Mannheim (epd). Der Mannheimer Migrationsforschers Paul Berbée rechnet mit einer anhaltenden Hilfsbereitschaft für Kriegsflüchtlinge aus der Ukraine. Im Gespräch mit dem Evangelischen Pressedienst (epd) wies er auf Ergebnisse einer eigenen Studie hin, wonach die Solidarität in der Bevölkerung im Zuge des großen Flüchtlingsandrangs 2015 nicht eingebrochen ist. „Im Deutschen Freiwilligensurvey gaben 2019 noch 3,6 Prozent der Befragten an, sich in der Flüchtlingshilfe zu engagieren.“ Hochgerechnet auf die Gesamtbevölkerung seien das mehr als 2,5 Millionen Personen, deutlich mehr, als Geflüchtete nach Deutschland gekommen seien.
Deshalb erwartet Berbée, dass die privaten Hilfen auch dieses Mal über die akute Notversorgung etwa bei der Bereitstellung von privaten Quartieren hinausgehen werden. Das sei für die schnelle Integration der ankommenden Menschen von großer Bedeutung: „Vertrauenspersonen für Geflüchtete sind sehr wichtig, um sich in den sozialen Diensten und der deutschen Bürokratie zurechtzufinden.“ Bislang sind über 190.000 Ukrainer in Deutschland angekommen.
Nach den Ergebnissen der Studie des ZEW - Leibniz-Zentrum für Europäische Wirtschaftsforschung hätten Geflüchtete in Regionen, wo es eine lebendige Zivilgesellschaft gebe, mehr Kontakte zu Einheimischen und seien besser in die Aufnahmegesellschaft integriert. Die Zahlen zeigten, dass dort Geflüchtete im Durchschnitt besser Deutsch sprechen, mehr soziale Kontakte haben und generell über eine höhere Lebenszufriedenheit verfügen. Das gelte unabhängig von der regionalen Wirtschaftskraft, Bevölkerungsstruktur oder Arbeitsmarktlage.

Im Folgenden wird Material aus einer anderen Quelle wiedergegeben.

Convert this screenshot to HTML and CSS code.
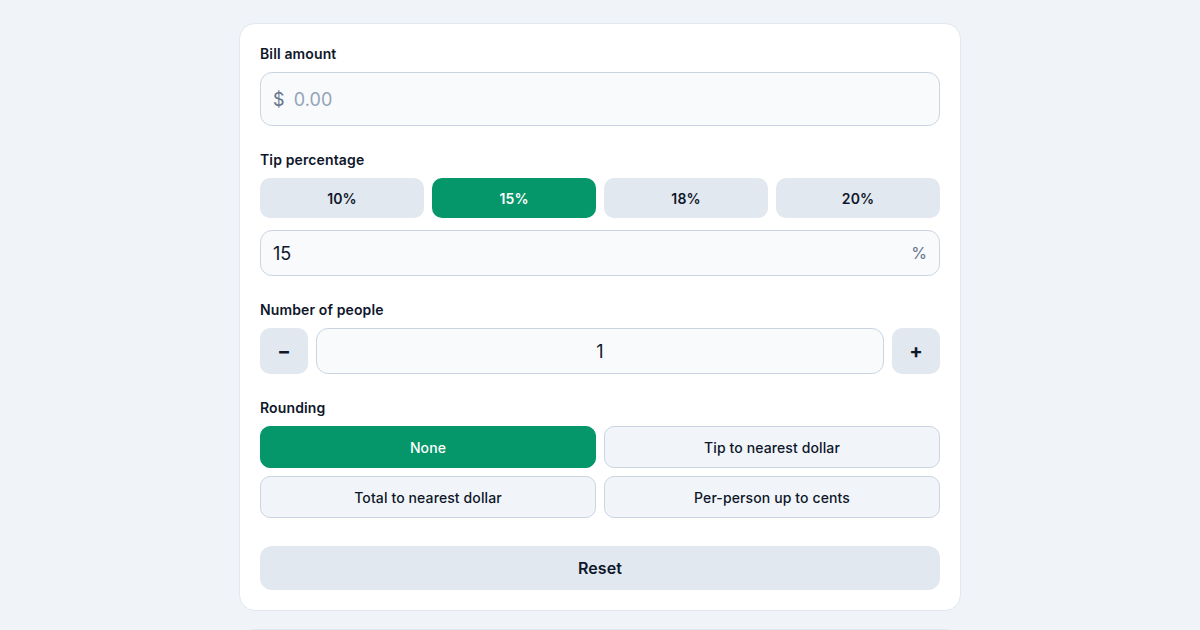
FILE: index.html
```html
<!DOCTYPE html>
<html lang="en">
<head>
<meta charset="utf-8">
<title>Tip Calculator</title>
<link rel="stylesheet" href="styles.css">
</head>
<body>
<main class="wrap">
  <section class="card">
    <div class="field">
      <label class="label">Bill amount</label>
      <div class="bill">
        <span class="cur">$</span>
        <input class="bill-input" type="text" placeholder="0.00">
      </div>
    </div>

    <div class="field">
      <label class="label">Tip percentage</label>
      <div class="tips">
        <button class="tip">10%</button>
        <button class="tip active">15%</button>
        <button class="tip">18%</button>
        <button class="tip">20%</button>
      </div>
      <div class="custom">
        <input class="custom-input" type="text" value="15">
        <span class="pct">%</span>
      </div>
    </div>

    <div class="field">
      <label class="label">Number of people</label>
      <div class="stepper">
        <button class="step">&minus;</button>
        <input class="people" type="text" value="1">
        <button class="step">+</button>
      </div>
    </div>

    <div class="field">
      <label class="label">Rounding</label>
      <div class="rounding">
        <button class="opt active">None</button>
        <button class="opt">Tip to nearest dollar</button>
        <button class="opt">Total to nearest dollar</button>
        <button class="opt">Per-person up to cents</button>
      </div>
    </div>

    <button class="reset">Reset</button>
  </section>
  <section class="card next"></section>
</main>
</body>
</html>
```

FILE: styles.css
```css
* { box-sizing: border-box; }
html, body { margin: 0; padding: 0; }
body {
  background: #f0f3f8;
  font-family: Inter, "Noto Sans", sans-serif;
  color: #0f172a;
  overflow: hidden;
  height: 630px;
  letter-spacing: 0.008em;
}
.wrap {
  width: 722px;
  margin: 23px auto 0;
  display: flex;
  flex-direction: column;
  gap: 18px;
}
.card {
  background: #ffffff;
  border: 1px solid #e2e8f0;
  border-radius: 16px;
  padding: 20px;
  display: flex;
  flex-direction: column;
}
.card.next { height: 40px; }
.field {
  display: flex;
  flex-direction: column;
  margin-bottom: 24px;
}
.label {
  font-size: 14px;
  font-weight: 600;
  line-height: 20px;
  color: #0f172a;
  margin-bottom: 8px;
}
.bill {
  height: 54px;
  border: 1px solid #cbd5e1;
  border-radius: 12px;
  background: #f8fafc;
  display: flex;
  align-items: center;
  padding: 0 12px;
  gap: 9px;
}
.cur {
  font-size: 18px;
  color: #64748b;
}
.bill-input {
  border: none;
  background: transparent;
  font-family: inherit;
  font-size: 18px;
  letter-spacing: 0.008em;
  color: #0f172a;
  outline: none;
  flex: 1;
  padding: 0;
}
.bill-input::placeholder { color: #94a3b8; }
.tips {
  display: grid;
  grid-template-columns: repeat(4, 1fr);
  gap: 8px;
  margin-bottom: 12px;
}
button {
  font-family: inherit;
  letter-spacing: 0.008em;
  cursor: pointer;
}
.tip {
  height: 40px;
  border: none;
  border-radius: 10px;
  background: #e2e8f0;
  color: #0f172a;
  font-size: 14px;
  font-weight: 600;
}
.tip.active, .opt.active {
  background: #059669;
  color: #ffffff;
  border-color: #059669;
}
.custom {
  height: 46px;
  border: 1px solid #cbd5e1;
  border-radius: 12px;
  background: #f8fafc;
  display: flex;
  align-items: center;
  padding: 0 12px;
}
.custom-input {
  flex: 1;
  border: none;
  background: transparent;
  font-family: inherit;
  font-size: 18px;
  color: #0f172a;
  outline: none;
  padding: 0;
}
.pct {
  font-size: 16px;
  color: #64748b;
}
.stepper {
  display: flex;
  gap: 8px;
  height: 46px;
}
.step {
  width: 48px;
  border: none;
  border-radius: 10px;
  background: #e2e8f0;
  color: #0f172a;
  font-size: 20px;
  font-weight: 700;
}
.people {
  flex: 1;
  min-width: 0;
  border: 1px solid #cbd5e1;
  border-radius: 12px;
  background: #f8fafc;
  text-align: center;
  font-family: inherit;
  font-size: 18px;
  color: #0f172a;
  outline: none;
}
.rounding {
  display: grid;
  grid-template-columns: 1fr 1fr;
  gap: 8px;
}
.opt {
  height: 42px;
  border: 1px solid #cbd5e1;
  border-radius: 10px;
  background: #f1f5f9;
  color: #0f172a;
  font-size: 14px;
  font-weight: 500;
}
.reset {
  margin-top: 4px;
  height: 44px;
  border: none;
  border-radius: 12px;
  background: #e2e8f0;
  color: #0f172a;
  font-size: 16px;
  font-weight: 600;
}
```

Dass das Engagement der Freiwilligen nicht abreißen werde, begründet der Forscher auch mit den anderen Ausgangsbedingungen im Vergleich zu 2015. Jetzt herrsche Krieg mitten in Europa, von dem Deutschland viel unmittelbarer betroffen sei als von den damaligen Krisen in Afghanistan oder Syrien. „Das Verständnis, warum und woher diese Menschen kommen, ist sehr viel deutlicher ausgeprägt. Das könnte die Solidarität mit ihnen stärken, auch längerfristig.“
Berbée verweist aber noch auf einen anderen Aspekt: „Heute kommen mit deutlicher Mehrheit Frauen und Kinder sowie ältere Menschen und nur wenige jüngere Männer.“ Außerdem habe man heute bessere Strukturen als noch 2015, etwa bei der Bundesagentur für Arbeit, die in Programme für Geflüchtete investiert hat, oder beim Bundesamt für Migration und Flüchtlinge, das sein Angebot an Integrationskursen stark hochgefahren habe.